Taşpınar, eğitimde şiddete karşı alınması gereken önlemleri şöyle sıraladı: “Eğitimde şiddet yasası acilen çıkarılmalıdır. Failler toplumun vicdanını rahatlatacak ve yeni olaylar açısından caydırıcı olacak şekilde cezalandırılmalıdır. Özel ya da devlet okulu ayırmaksızın, tüm okulların güvenliği derhal sağlanmalıdır. Devleti yönetenler hem devlet okullarını güvenli hale getirmeli, kadrolu güvenlik personeli atamalı ve giriş kapılarına dedektörler koymalıdır. Özel okullarda da aynı güvenlik önlemlerinin alınması şart koşulmalı ve bu konuda sıkça denetim yapılmalıdır.

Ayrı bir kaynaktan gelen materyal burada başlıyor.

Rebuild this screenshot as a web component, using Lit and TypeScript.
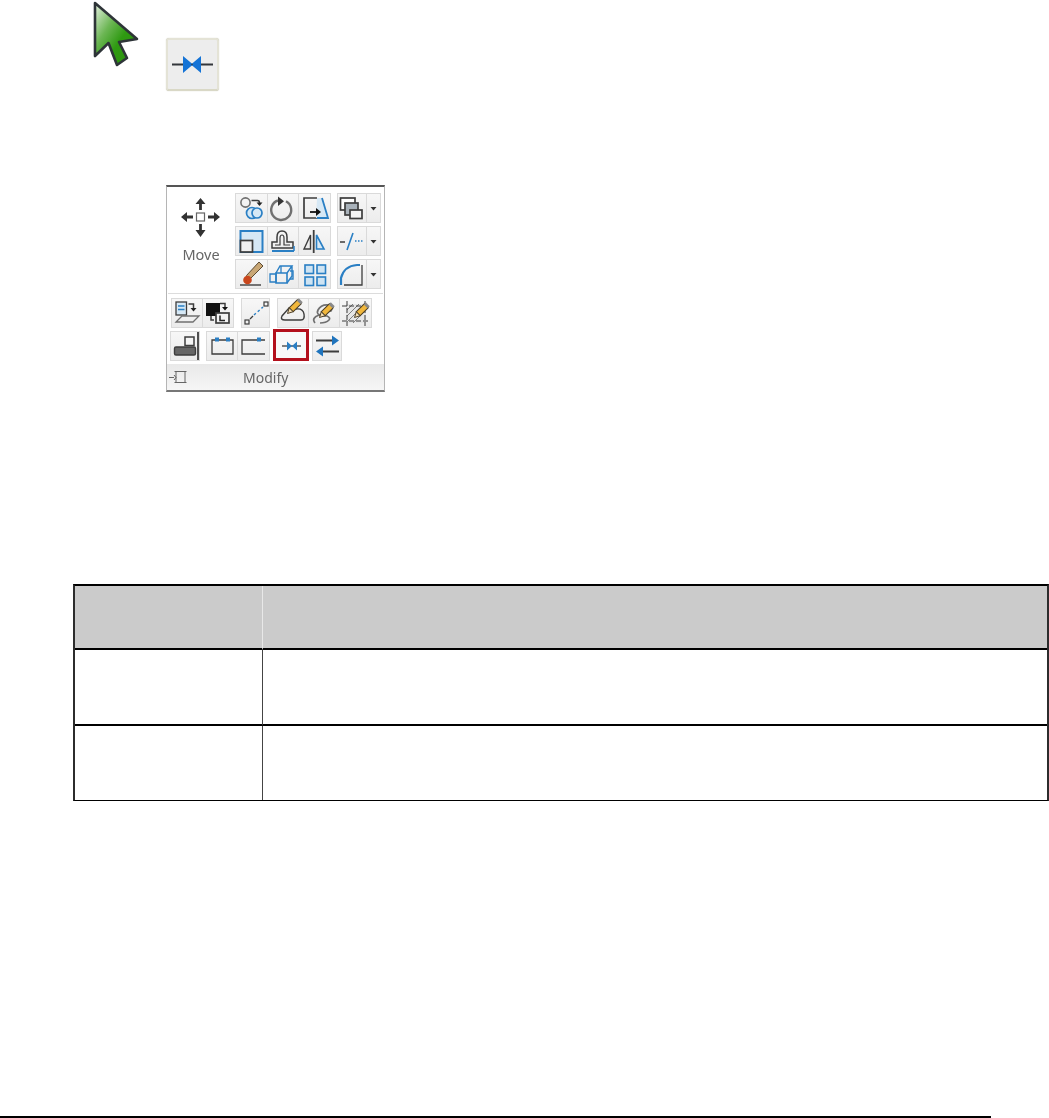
import { LitElement, html, css, svg } from "lit";
import { customElement } from "lit/decorators.js";

const B = "#2a7fc4";
const D = "#3d3d3d";
const G = "#707070";
const ic = (w: number, body: unknown) =>
  html`<svg width=${w} height="30" viewBox="0 0 ${w} 30" fill="none" stroke-width="1.4">${body}</svg>`;

const pencil = (x: number, y: number) => svg`<g transform="translate(${x} ${y}) rotate(45) scale(1.15)">
  <rect x="-2.4" y="-9" width="4.8" height="10" fill="#f1b73c" stroke="#4a3d25" stroke-width=".9"/>
  <rect x="-2.4" y="-10.8" width="4.8" height="2.6" fill="#8a8a8a"/>
  <path d="M-2.4 1 0 5.500 2.400 1z" fill="#f3dcb0" stroke="#4a3d25" stroke-width=".8"/></g>`;

const icons: Record<string, unknown> = {
  copy: svg`<circle cx="10.500" cy="9.500" r="4.600" stroke=${G} stroke-width="1.6"/><circle cx="17" cy="20" r="5.500" fill="#d6e8f5" stroke=${B} stroke-width="1.700"/><circle cx="22" cy="20" r="5" fill="#d6e8f5" stroke=${B} stroke-width="1.700"/><path d="M16.500 7.500h6q2 0 2 2.500" stroke=${D} stroke-width="1.500"/><path d="M21.500 9.500h6l-3 3.500z" fill="#222"/>`,
  rotate: svg`<path d="M11 7.500a10 10 0 1 0 8 .7" stroke=${G} stroke-width="2.400"/><path d="M11 3.500v9.500l6-4.800z" fill="#333"/>`,
  stretch: svg`<path d="M19 25H6V5h13" stroke=${D} stroke-width="1.700"/><path d="M19 5h5l6 20H18z" fill="#d6e8f5"/><path d="M24 5l6 20H19" stroke=${B} stroke-width="1.800"/><path d="M12 19h7" stroke="#111" stroke-width="1.800"/><path d="M18 15l5 4-5 4z" fill="#111"/>`,
  layers: svg`<rect x="3.500" y="5" width="14.500" height="12" fill="#fff" stroke=${D} stroke-width="1.700"/><rect x="8" y="10" width="13" height="12" fill="#a9b2ba" stroke=${D} stroke-width="1.700"/><rect x="13" y="17" width="12" height="8.500" fill="#f4f4f4" stroke=${D} stroke-width="1.700"/>`,
  scale: svg`<rect x="5.500" y="5" width="22" height="21" fill="#d6e8f5" stroke=${B} stroke-width="2"/><rect x="5.500" y="14.500" width="12" height="11.500" fill="#f0f0f0" stroke=${D} stroke-width="1.700"/>`,
  offset: svg`<path d="M5 22v-6h5V11q0-6 5-6t5 6v5h6v6z" stroke=${D} stroke-width="1.500"/><path d="M8 19h5v-7q0-3 2-3t2 3v7h6" stroke=${D} stroke-width="1.200"/><path d="M5 25h22" stroke=${B} stroke-width="2"/><path d="M27 25v-5" stroke=${B} stroke-width="1.500"/>`,
  mirror: svg`<path d="M15.700 4v23" stroke=${D} stroke-width="1.800"/><path d="M12.500 9v14H6z" stroke=${D} stroke-width="1.400" fill="#eee"/><path d="M18.500 9v14H26z" stroke=${B} stroke-width="1.600" fill="#d6e8f5"/>`,
  trim: svg`<path d="M3 16h5" stroke=${D} stroke-width="1.500"/><path d="M18 15h1.500M21 15h1.500M24 15h1.500" stroke=${B} stroke-width="1.500"/><path d="M10 24L16 7" stroke=${B} stroke-width="1.600"/>`,
  fillet: svg`<path d="M4 26V19Q7 7 20 6h3" stroke=${B} stroke-width="2.200"/><path d="M25 6v20H7" stroke=${D} stroke-width="1.300"/>`,
  brush: svg`<path d="M5 26h21" stroke=${D} stroke-width="1.400"/><path d="M11.500 16.500L24 3l4 4-13 13z" fill="#c9a775" stroke="#5b4a32" stroke-width="1"/><circle cx="12.500" cy="21" r="4.300" fill="#c9471d"/>`,
  box3d: svg`<path d="M9 14h11v10H9z" stroke=${B} stroke-width="1.600"/><path d="M9 14l4-7h12l-5 7M25 7v10l-5 7" stroke=${B} stroke-width="1.400"/><path d="M3 15h6v8H3zM14 7v7" stroke=${B} stroke-width="1.300"/><path d="M23 12h3v8h-3" stroke=${B}/>`,
  array: svg`<g fill="#cfe4f3" stroke=${B} stroke-width="1.600"><rect x="7" y="6" width="8.500" height="8.500"/><rect x="19" y="6" width="8.500" height="8.500"/><rect x="7" y="18" width="8.500" height="8.500"/><rect x="19" y="18" width="8.500" height="8.500"/></g>`,
  editp: svg`<rect x="5" y="4" width="10.500" height="13" fill="#d6e8f5" stroke=${D} stroke-width="1.300"/><path d="M7 8h6.500M7 11.500h6.500" stroke=${B} stroke-width="1.500"/><path d="M17.500 6h5v4" stroke=${D} stroke-width="1.500"/><path d="M19.500 10h6l-3 3.500z" fill="#222"/><path d="M11 18h17l-6 6H5z" stroke=${G} stroke-width="1.300"/>`,
  editb: svg`<rect x="4" y="5" width="14" height="13" fill="#111"/><rect x="14" y="15" width="13" height="10" fill="#f2f2f2" stroke=${D} stroke-width="1.700"/><path d="M18 17.500v5h5" stroke="#222" stroke-width="1.500"/><path d="M18 5.500h5v4" stroke=${D} stroke-width="1.500"/><path d="M20 9h6l-3 3.500z" fill="#111"/><path d="M9 18v4h3" stroke=${D} stroke-width="1.500"/>`,
  dots: svg`<rect x="4" y="22" width="4" height="4" stroke=${D} stroke-width="1.200"/><rect x="23" y="4" width="4" height="4" stroke=${D} stroke-width="1.200"/><path d="M9 21l3-3" stroke=${D} stroke-width="1.200"/><path d="M13 17l9-8" stroke=${B} stroke-width="1.400" stroke-dasharray="2.500 2.500"/>`,
  cloud: svg`<path d="M8 22q-5 0-3-4l7-8q4-2 7 1 7-1 8 5t-3 6z" stroke=${D} stroke-width="1.400"/>${pencil(15, 11)}`,
  spline: svg`<path d="M7 25q-4-5 4-8t12-4q3-4-2-6-8-1-11 5t9 6q4 2 2 4-3 3-9 3" stroke=${G} stroke-width="1.700"/>${pencil(16, 15)}`,
  hatch: svg`<rect x="7" y="6" width="20" height="19" fill="#e6e6e6"/><path d="M8 12l6-6M8 18l12-12M8 24l18-18M14 25l12-12" stroke=${G} stroke-width=".9"/><path d="M3 8h26M3 23h26M8 3v25M26 3v25" stroke=${D} stroke-width="1" stroke-dasharray="5 2"/>${pencil(20, 15)}`,
  align: svg`<rect x="15" y="6" width="9" height="8.500" fill="#f4f4f4" stroke=${D} stroke-width="1.500"/><rect x="4.500" y="16" width="21" height="8" rx="1.500" fill="#666" stroke=${D}/><path d="M28 1v28" stroke=${D} stroke-width="1.800"/>`,
  box1: svg`<path d="M6 9v14h21V9z" stroke=${D} stroke-width="1.300"/><rect x="9" y="6.500" width="4" height="4" fill=${B}/><rect x="20" y="6.500" width="4" height="4" fill=${B}/>`,
  box2: svg`<path d="M28 23H5V9h23" stroke=${D} stroke-width="1.300"/><rect x="20" y="6.500" width="4" height="4" fill=${B}/>`,
  join: svg`<path d="M8 15h19" stroke=${D} stroke-width="1.300"/><path d="M13 10.500v9l5-4.500zM23 10.500v9l-5-4.500z" fill=${B}/>`,
  swap: svg`<path d="M4 9.500h18M8 20.500h19" stroke=${D} stroke-width="1.800"/><path d="M20 4.500v10l7-5zM11 15.500v10l-7-5z" fill="#1f74bd"/>`,
};

const drop = svg`<path d="M4.500 14h6l-3 3.500z" fill="#333"/>`;

type Cell = { i?: string; w: number; red?: boolean };
type Group = Cell[];

@customElement("app-root")
export class AppRoot extends LitElement {
  static styles = css`
    :host {
      display: flex;
      flex-direction: column;
      height: 1118px;
      background: #fff;
      font-family: "Noto Sans", sans-serif;
      overflow: hidden;
    }
    .top { display: flex; height: 91px; padding-left: 92px; }
    .cursor { display: block; width: 48px; height: 68px; margin-right: 26px; }
    .callout {
      box-sizing: border-box;
      width: 53px; height: 53px; margin-top: 38px;
      background: #ededed;
      border: 2px solid #e4e3d6;
      border-bottom-color: #d9d8c6;
      border-radius: 3px;
      box-shadow: 0 0 1px #bdbcaa;
      filter: blur(.4px);
    }
    .callout svg { display: block; }
    .panel {
      box-sizing: border-box;
      width: 219px; height: 207px;
      margin: 94px 0 0 166px;
      border: 1px solid #b5b5b5;
      border-top: 2px solid #555;
      border-bottom: 2px solid #777;
      display: flex; flex-direction: column;
      filter: blur(.45px);
      background: #fff;
    }
    .upper { display: flex; padding-top: 6px; }
    .move {
      width: 68px;
      display: flex; flex-direction: column; align-items: center;
      padding-top: 2px;
      color: #666; font-size: 14.500px; line-height: 16px;
    }
    .move svg { display: block; margin-bottom: 5px; }
    .rows { display: flex; flex-direction: column; gap: 3px; }
    .row { display: flex; height: 30px; }
    .gap6 { gap: 6px; }
    .gap7 { gap: 7px; margin-left: 1px; }
    .gap4 { gap: 4px; }
    .after { margin-right: 2px; }
    .g { display: flex; height: 30px; }
    .c {
      box-sizing: border-box;
      height: 30px;
      background: linear-gradient(#f7f7f7, #ececec);
      border: 1px solid #dadada;
      margin-left: -1px;
    }
    .g .c:first-child { margin-left: 0; }
    .c svg { display: block; margin: -1px; }
    .sep { height: 1px; background: #dcdcdc; margin: 4px 1px 4px; }
    .lower { display: flex; flex-direction: column; gap: 3px; padding-left: 3px; }
    .red { position: relative; background: #f8f8f8; }
    .red::after {
      content: ""; position: absolute; inset: -3px -2px -1px;
      border: 3px solid #b3101c;
    }
    .footer {
      margin-top: 3px; flex: 1;
      display: flex; align-items: center;
      background: linear-gradient(#e9e9e9, #f6f6f6);
      color: #666; font-size: 14px;
      padding-left: 1px;
    }
    .footer svg { display: block; }
    .footer span { margin-left: 53px; }
    .table {
      box-sizing: border-box;
      margin: 192px 0 0 73px;
      width: 976px;
      border: 2px solid #2c2c2c;
      border-top-color: #000;
      border-bottom: 1px solid #000;
      display: grid;
      grid-template-columns: 188px 1fr;
      grid-template-rows: 64px 76px 74px;
    }
    .table > div { box-sizing: border-box; }
    .th { background: #cbcbcb; border-bottom: 2px solid #000; }
    .td { border-bottom: 2px solid #000; }
    .table > div:nth-last-child(-n+2) { border-bottom: 0; }
    .first { border-right: 1px solid #444; }
    .th.first { border-right-color: #e8e8e8; }
    .rule {
      margin-top: auto;
      width: 991px; height: 2px; background: #000;
    }
  `;

  private cell(c: Cell) {
    return html`<div class="c ${c.red ? "red" : ""}" style="width:${c.w}px">
      ${ic(c.w, c.i === "drop" ? drop : c.i ? icons[c.i] : null)}
    </div>`;
  }

  private group(g: Group, cls = "") {
    return html`<div class="g ${cls}">${g.map((c) => this.cell(c))}</div>`;
  }

  private row(groups: Group[], cls: string, firstCls = "") {
    return html`<div class="row ${cls}">
      ${groups.map((g, i) => this.group(g, i === 0 ? firstCls : ""))}
    </div>`;
  }

  render() {
    return html`
      <div class="top">
        <svg class="cursor" viewBox="0 0 48 68">
          <defs>
            <linearGradient id="cg" x1="0" y1="0" x2="1" y2="1">
              <stop offset="0" stop-color="#e8f2e4" />
              <stop offset=".35" stop-color="#6cb654" />
              <stop offset=".6" stop-color="#2f9a12" />
              <stop offset="1" stop-color="#2b900c" />
            </linearGradient>
          </defs>
          <path d="M3 3 45 39 27 42 35 58 25 65 16.500 43 3 56Z" fill="url(#cg)" stroke="#2e3438" stroke-width="2.600" stroke-linejoin="round" />
        </svg>
        <div class="callout">
          <svg width="49" height="49" viewBox="0 0 49 49">
            <path d="M4 24.500h41" stroke="#33363b" stroke-width="2.200" />
            <path d="M15 16v17l10-8.500zM33 16v17l-10-8.500z" fill="#1473d6" />
          </svg>
        </div>
      </div>

      <div class="panel">
        <div class="upper">
          <div class="move">
            <svg width="44" height="46" viewBox="0 0 44 46">
              <rect x="17.500" y="18" width="8" height="8" fill="#fff" stroke="#666" stroke-width="1.200" />
              <path d="M21.500 15V8M21.500 29v7M14 22H7M29 22h7" stroke="#333" stroke-width="2.800" />
              <path d="M16.500 9l5-6 5 6zM16.500 35l5 7 5-7zM8 17l-6 5 6 5zM35 17l6 5-6 5z" fill="#333" />
            </svg>
            <span>Move</span>
          </div>
          <div class="rows">
            ${this.row([
              [{ i: "copy", w: 33 }, { i: "rotate", w: 32 }, { i: "stretch", w: 33 }],
              [{ i: "layers", w: 30 }, { i: "drop", w: 15 }],
            ], "gap6")}
            ${this.row([
              [{ i: "scale", w: 33 }, { i: "offset", w: 32 }, { i: "mirror", w: 33 }],
              [{ i: "trim", w: 30 }, { i: "drop", w: 15 }],
            ], "gap6")}
            ${this.row([
              [{ i: "brush", w: 33 }, { i: "box3d", w: 32 }, { i: "array", w: 33 }],
              [{ i: "fillet", w: 30 }, { i: "drop", w: 15 }],
            ], "gap6")}
          </div>
        </div>
        <div class="sep"></div>
        <div class="lower">
          ${this.row([
            [{ i: "editp", w: 32 }, { i: "editb", w: 32 }],
            [{ i: "dots", w: 29 }],
            [{ i: "cloud", w: 32 }, { i: "spline", w: 32 }, { i: "hatch", w: 33 }],
          ], "gap7")}
          ${this.row([
            [{ i: "align", w: 30 }],
            [{ i: "box1", w: 32 }, { i: "box2", w: 33 }],
            [{ i: "join", w: 34, red: true }],
            [{ i: "swap", w: 30 }],
          ], "gap4", "after")}
        </div>
        <div class="footer">
          <svg width="22" height="20" viewBox="0 0 22 20" fill="none" stroke="#666" stroke-width="1">
            <path d="M1 10.500h5M6.500 4.500h12M8 4.500v11M17 4.500v11M6.500 15.500h12M6 8l2 2.500L6 13" />
          </svg>
          <span>Modify</span>
        </div>
      </div>

      <div class="table">
        <div class="th first"></div>
        <div class="th"></div>
        <div class="td first"></div>
        <div class="td"></div>
        <div class="td first"></div>
        <div class="td"></div>
      </div>

      <div class="rule"></div>
    `;
  }
}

Ahlak bekçiliğine soyunan RTÜK’ün toplumsal şiddeti başlıca gündemi haline getirip, mafya ve suç temalı TV yapımlarını denetlemesi sağlanmalıdır. İçine bin bir tane gereksiz ve hatta zararlı içerik doldurulan müfredat yerine şiddetin çağdışı ve yanlış olduğunu öğreten toplumsal yaşam dersleri içeren programlar hazırlanmalıdır. Yıllardır yaptığımız tüm uyarılara rağmen alınmayan önlemler nedeniyle dün 40 yılını çocukların eğitimine adamış bir öğretmen arkadaşımızı, maalesef bakanlığın yap boz tahtasına dönüştürdüğü eğitim politikalarının sonucu olarak kaybetmiş olmanın derin üzüntüsünü yaşıyor, İbrahim Oktugan öğretmenimizin ailesi başta olmak üzere tüm meslektaşlarımıza ve eğitim camiasına başsağlığı diliyoruz.”
SLOGANLARLA PROTESTO ETTİLER
Anadolu Eğitim Sendikası Genel Başkan Yardımcısı Doğan Yılmaz, Eğitim – İş Aydın Şube Başkanı Şaban Özdemir, Eğitim – Sen Aydın Şube Başkanı Suat Gündeş ve Hürriyetçi Eğitim Sendikası Mehmet Küçükbeyazıt da eylemde yaptıkları konuşmalarda, İstanbul’da yaşanan olaydan duydukları üzüntüyü ve tepkilerini dile getirdi.
“Öğretmene kalkan eller kırılsın”, “Yaşasın örgütlü mücadelemiz”, “Öğretmene destek, şiddete hayır” sloganlarının atıldığı eylemde, öğretmenler şiddet olaylarını alkışlarla protesto etti.